At the first level of painting, students learn how to handle the medium through such techniques as flat paint application, blending, impasto, glazing, scumbling and wet into wet. Students work further with compositional skills acquired in Drawing I and Two Dimensional Design to create images with interest and tension, as well as pleasing relationships of color, scale, texture, value and line. Students learn how to mix color, which means having a grasp of color theory and relationships. Students come to understand how color relates to space. Basic skills involved in rendering are covered: how to minutely observe surface detail and color and light to “paint what you see.”
Oil Paint is the medium of instruction for beginners because it is the most flexible and versatile painting medium and it is also the primary medium used over time in the development of painting technique. In Painting III and IV students may chose to work in another medium experimentation is encouraged but on the introductory level it is best to learn one medium well.

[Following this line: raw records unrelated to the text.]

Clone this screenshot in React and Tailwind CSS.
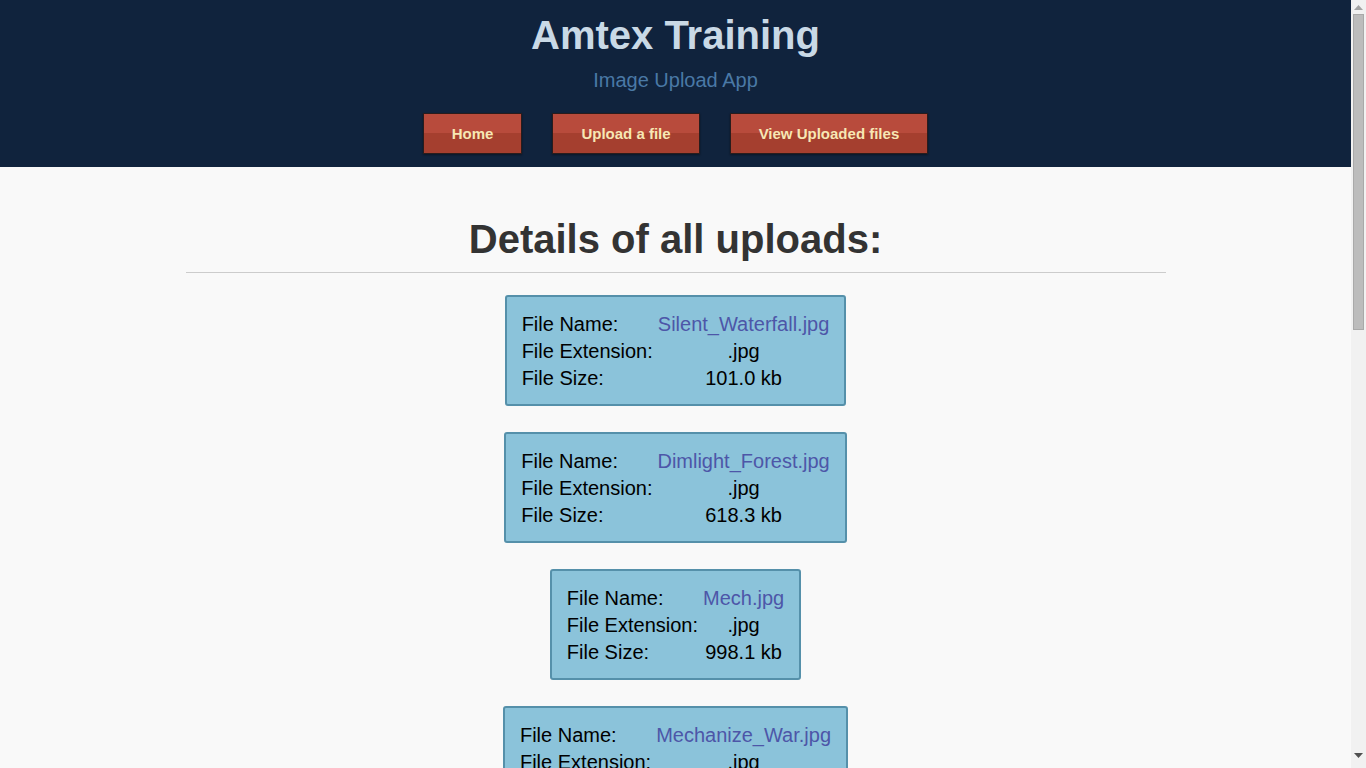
const NAV = ['Home', 'Upload a file', 'View Uploaded files'];

const UPLOADS = [
  { name: 'Silent_Waterfall.jpg', ext: '.jpg', size: '101.0 kb' },
  { name: 'Dimlight_Forest.jpg', ext: '.jpg', size: '618.3 kb' },
  { name: 'Mech.jpg', ext: '.jpg', size: '998.1 kb' },
  { name: 'Mechanize_War.jpg', ext: '.jpg', size: '845.6 kb' },
  { name: 'Night_City.jpg', ext: '.jpg', size: '402.7 kb' },
  { name: 'Mountain_Lake.jpg', ext: '.jpg', size: '733.9 kb' },
  { name: 'Robot_Arm.jpg', ext: '.jpg', size: '256.4 kb' },
  { name: 'Desert_Storm.jpg', ext: '.jpg', size: '512.2 kb' },
  { name: 'Sunset.jpg', ext: '.jpg', size: '189.5 kb' },
  { name: 'Old_Bridge.jpg', ext: '.jpg', size: '377.0 kb' },
];

function UploadCard({ file }) {
  return (
    <div className="inline-grid grid-cols-[auto_auto] gap-x-[5px] border-2 border-[#5590aa] rounded-[3px] bg-[#8bc3da] px-[15px] pt-[14px] pb-[12px] text-[20px] leading-[27px] text-black">
      <span>File Name:</span>
      <span className="text-center text-[#4d56a8]">{file.name}</span>
      <span>File Extension:</span>
      <span className="text-center">{file.ext}</span>
      <span>File Size:</span>
      <span className="text-center">{file.size}</span>
    </div>
  );
}

// fake window scrollbar, the page is scrolled to the top
function Scrollbar() {
  return (
    <div className="w-[15px] shrink-0 h-screen bg-[#f1f1f1] flex flex-col items-center">
      <svg width="9" height="5" viewBox="0 0 9 5" className="mt-[5px]">
        <path d="M0 5 L4.5 0 L9 5 Z" fill="#a3a3a3" />
      </svg>
      <div className="mt-[4px] w-[11px] h-[316px] bg-[#bcbcbc] border border-[#a9a9a9]" />
      <div className="flex-1" />
      <svg width="9" height="5" viewBox="0 0 9 5" className="mb-[10px]">
        <path d="M0 0 L9 0 L4.5 5 Z" fill="#505050" />
      </svg>
    </div>
  );
}

export default function App() {
  return (
    <div className="h-screen overflow-hidden flex bg-[#f9f9f9] font-['Liberation_Sans',Arial,sans-serif]">
      <div className="flex-1 min-w-0">
        {/* header */}
        <header className="bg-[#10233d] h-[167px] flex flex-col items-center">
          <h1 className="mt-[11px] text-[40px] leading-[48px] font-bold text-[#c9d9e6]">Amtex Training</h1>
          <p className="mt-[9px] text-[20px] leading-[24px] text-[#4a79a6]">Image Upload App</p>
          <nav className="mt-[21px] flex gap-[30px]">
            {NAV.map((label) => (
              <a
                key={label}
                href="#"
                className="h-[41px] px-[28px] pt-[1px] flex items-center border border-[#2a1c1c] bg-[linear-gradient(to_bottom,#b84b3c_0%,#b84b3c_50%,#a53f2f_50%,#a53f2f_100%)] text-[15px] font-bold text-[#f7e7b4] shadow-[0_1px_2px_rgba(0,0,0,0.4)]"
              >
                {label}
              </a>
            ))}
          </nav>
        </header>

        {/* uploads */}
        <main className="w-[980px] mx-auto pb-[26px]">
          <h2 className="pt-[47px] pb-[8px] text-center text-[40px] leading-[50px] font-bold text-[#333333] border-b border-[#cccccc]">
            Details of all uploads:
          </h2>
          <div className="mt-[22px] flex flex-col items-center gap-[26px]">
            {UPLOADS.map((file) => (
              <UploadCard key={file.name} file={file} />
            ))}
          </div>
        </main>
      </div>
      <Scrollbar />
    </div>
  );
}
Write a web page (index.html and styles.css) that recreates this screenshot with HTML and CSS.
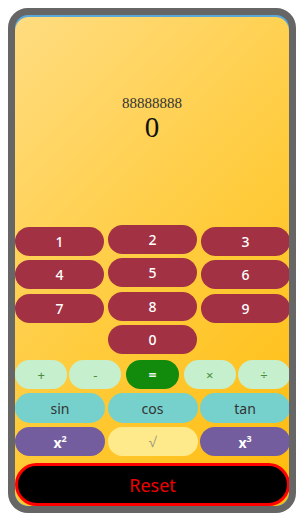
FILE: index.html
```html
<!DOCTYPE html>
<html lang="en">
  <head>
    <meta charset="UTF-8" />
    <meta name="viewport" content="width=device-width, initial-scale=1.0" />
    <title>Calculator</title>
    <link rel="stylesheet" href="styles.css">
  </head>
  <body>
    <div class="calc">
      <div class="face">
        <div class="display">
          <div class="history">88888888</div>
          <div class="result">0</div>
        </div>

        <div class="numpad">
          <button class="key num">1</button>
          <button class="key num mid">2</button>
          <button class="key num">3</button>
          <button class="key num">4</button>
          <button class="key num mid">5</button>
          <button class="key num">6</button>
          <button class="key num">7</button>
          <button class="key num mid">8</button>
          <button class="key num">9</button>
          <button class="key num mid zero">0</button>
        </div>

        <div class="ops">
          <button class="key op">+</button>
          <button class="key op">-</button>
          <button class="key equals">=</button>
          <button class="key op">×</button>
          <button class="key op">÷</button>
        </div>

        <div class="trig">
          <button class="key fn">sin</button>
          <button class="key fn">cos</button>
          <button class="key fn">tan</button>
        </div>

        <div class="powers">
          <button class="key pow">x<sup>2</sup></button>
          <button class="key root">√</button>
          <button class="key pow">x<sup>3</sup></button>
        </div>

        <button class="reset">Reset</button>
      </div>
    </div>
  </body>
</html>
```

FILE: styles.css
```css
* {
  box-sizing: border-box;
}

body {
  margin: 8px 4px 8px 8px;
  font-family: "Noto Sans", "Open Sans", sans-serif;
}

.calc {
  width: 288px;
  height: 505px;
  border: 7px solid #666;
  border-radius: 20px;
  background: #5ba8d8;
  padding-top: 2px;
  overflow: hidden;
}

.face {
  height: 100%;
  border-radius: 14px;
  background: linear-gradient(135deg, #ffdc80 0%, #ffcb3a 55%, #ffbb0c 100%);
  display: flex;
  flex-direction: column;
}

.display {
  flex: 1;
  display: flex;
  flex-direction: column;
  align-items: center;
  justify-content: center;
  font-family: "Liberation Serif", "DejaVu Serif", serif;
  padding-bottom: 8px;
}

.history {
  font-size: 15px;
  color: #333;
  line-height: 18px;
}

.result {
  font-size: 29px;
  line-height: 30px;
  color: #111;
}

.key {
  border: none;
  font-family: inherit;
  padding: 0;
  height: 29px;
  border-radius: 15px;
  font-size: 14px;
  cursor: pointer;
}

.numpad {
  display: grid;
  grid-template-columns: repeat(3, 1fr);
  column-gap: 4px;
  row-gap: 4.3px;
  margin-right: -1px;
}

.num {
  background: #a33144;
  color: #fff;
  font-weight: 500;
}

.num.mid {
  transform: translateY(-2px);
}

.num.zero {
  grid-column: 2;
}

.ops {
  display: flex;
  gap: 2px;
  margin-top: 4px;
  margin-right: -1px;
}

.ops .key {
  flex: 1;
}

.op {
  background: #c6efcd;
  color: #4d8a3e;
  font-size: 13px;
}

.equals {
  background: #128a0b;
  color: #e8f4e6;
  font-weight: 700;
  margin: 0 3px;
}

.trig,
.powers {
  display: grid;
  grid-template-columns: repeat(3, 1fr);
  column-gap: 2.5px;
  margin-right: -1px;
}

.trig {
  margin-top: 4px;
}

.trig .key {
  height: 30px;
}

.powers {
  margin-top: 4px;
}

.fn {
  background: #76d0cc;
  color: #333;
}

.pow {
  background: #735d9e;
  color: #fff;
  font-weight: 700;
}

.pow sup {
  font-size: 9px;
}

.root {
  background: #ffea8b;
  color: #a09a80;
}

.reset {
  margin-top: 7px;
  margin-right: -1px;
  height: 43px;
  border: 3px solid #f00;
  border-radius: 22px;
  background: #000;
  color: #e00;
  font-family: inherit;
  font-size: 18px;
}
```
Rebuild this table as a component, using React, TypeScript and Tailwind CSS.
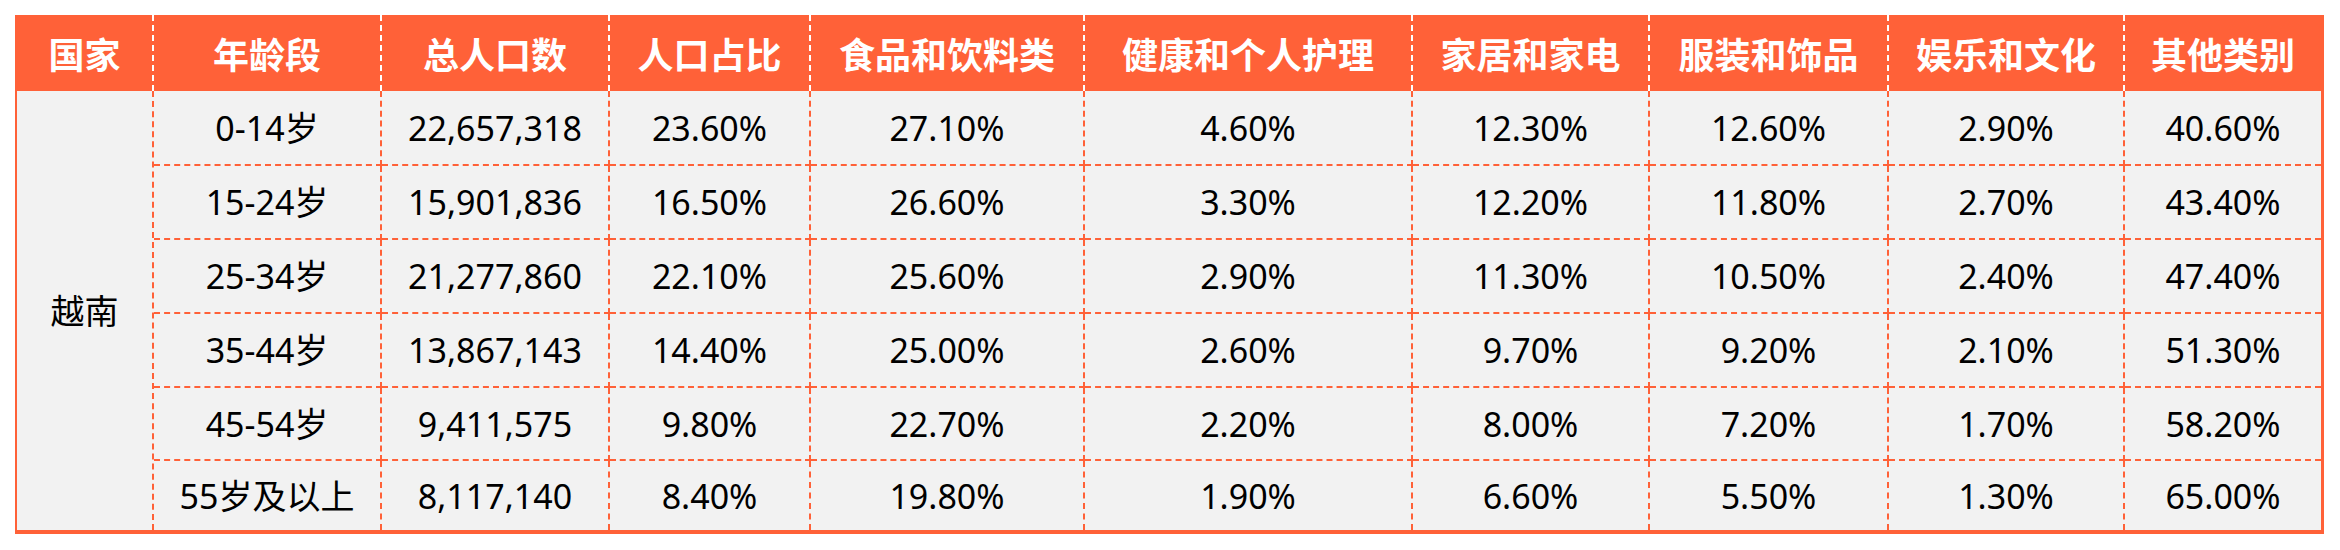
const headers = [
  "国家",
  "年龄段",
  "总人口数",
  "人口占比",
  "食品和饮料类",
  "健康和个人护理",
  "家居和家电",
  "服装和饰品",
  "娱乐和文化",
  "其他类别",
];

// 年龄段, 总人口数, 人口占比, then the category shares
const rows = [
  ["0-14岁", "22,657,318", "23.60%", "27.10%", "4.60%", "12.30%", "12.60%", "2.90%", "40.60%"],
  ["15-24岁", "15,901,836", "16.50%", "26.60%", "3.30%", "12.20%", "11.80%", "2.70%", "43.40%"],
  ["25-34岁", "21,277,860", "22.10%", "25.60%", "2.90%", "11.30%", "10.50%", "2.40%", "47.40%"],
  ["35-44岁", "13,867,143", "14.40%", "25.00%", "2.60%", "9.70%", "9.20%", "2.10%", "51.30%"],
  ["45-54岁", "9,411,575", "9.80%", "22.70%", "2.20%", "8.00%", "7.20%", "1.70%", "58.20%"],
  ["55岁及以上", "8,117,140", "8.40%", "19.80%", "1.90%", "6.60%", "5.50%", "1.30%", "65.00%"],
];

const App = () => {
  return (
    <div className="bg-white pl-[15px] pt-[15px] pb-[16px]">
      <div className="grid w-[2309px] grid-cols-[137px_228px_228px_201px_274px_328px_237px_239px_236px_196px] grid-rows-[76px_75px_74px_74px_74px_73px_69px] border-b-4 border-l-2 border-r-[3px] border-solid border-[#FF6138] bg-[#F2F2F2] font-['Noto_Sans','Noto_Sans_CJK_SC',sans-serif] text-[34px] leading-none text-black">
        {headers.map((h, i) => (
          <div
            key={h}
            className={`flex items-center justify-center bg-[#FF6138] font-['Noto_Sans_CJK_SC',sans-serif] text-[36px] font-bold text-white ${
              i < headers.length - 1 ? "border-r-2 border-dashed border-white" : ""
            }`}
          >
            {h}
          </div>
        ))}

        <div className="row-span-6 flex items-center justify-center border-r-2 border-dashed border-[#FF6138]">
          越南
        </div>

        {rows.map((row, r) =>
          row.map((cell, c) => (
            <div
              key={`${r}-${c}`}
              className={`flex items-center justify-center border-dashed border-[#FF6138] ${
                c < row.length - 1 ? "border-r-2" : ""
              } ${r < rows.length - 1 ? "border-b-2" : ""}`}
            >
              {cell}
            </div>
          ))
        )}
      </div>
    </div>
  );
};

export default App;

At the second level, students consolidate skills learned at the beginning level and progress to more difficult and challenging problems in representation and abstraction. At the next levels, students broaden their field of reference to include the work of contemporary painters and work on problems that are important to the contemporary moment in painting. They also are trying to identify the style and subjects which engage them as art practitioners.
The painting studio has 7,333 square feet of studio space, with 24 hour access. This area includes individual studio spaces for students with an emphasis in the discipline.
Danielle Mužina is a Assistant Professor of Painting. She received her MFA from Miami University-Ohio, an MA from Eastern Illinois University, and a BFA from Ohio Wesleyan University.
Contact Information: Danielle Mužina firstname.lastname@example.org
- ART 330 Introduction to Painting I (3)
This course covers basics of color theory and materials and techniques of painting in oil. Problems stress the mastery of the medium first, and then using it to render from observation. Six hours per week. Prereqisites: ART 101, 111, and 201 or permission of instructor.
- ART 333 Painting II (3)
Continuation of ART 330. Six hours a week. Prerequisite: ART 330 or permission of the instructor.
- ART 334 Painting III (3)
Continuation of ART 333. Six hours per week. Prerequisite: ART 333 or permission of the instructor.
- ART 433 Painting IV (3)
Advanced problems. Six hours per week. Prerequisite: ART 334 or permission of the instructor.
- ART 434 Painting V (3)
Exploration of painting ideas with emphasis on personal expression. Criticism and discussion. Six hours per week. Prerequisite: ART 433 or permission of instructor.
- ART 533 Painting VI (3)
Concentrated exploration of painting with emphasis on personal expression. Criticism and discussion. Six hours per week. Prerequisite: two painting courses or permission of instructor.
- ART 534 Painting VII (3)
Continuation of ART 533. Six hours per week. Prerequisite: ART 533.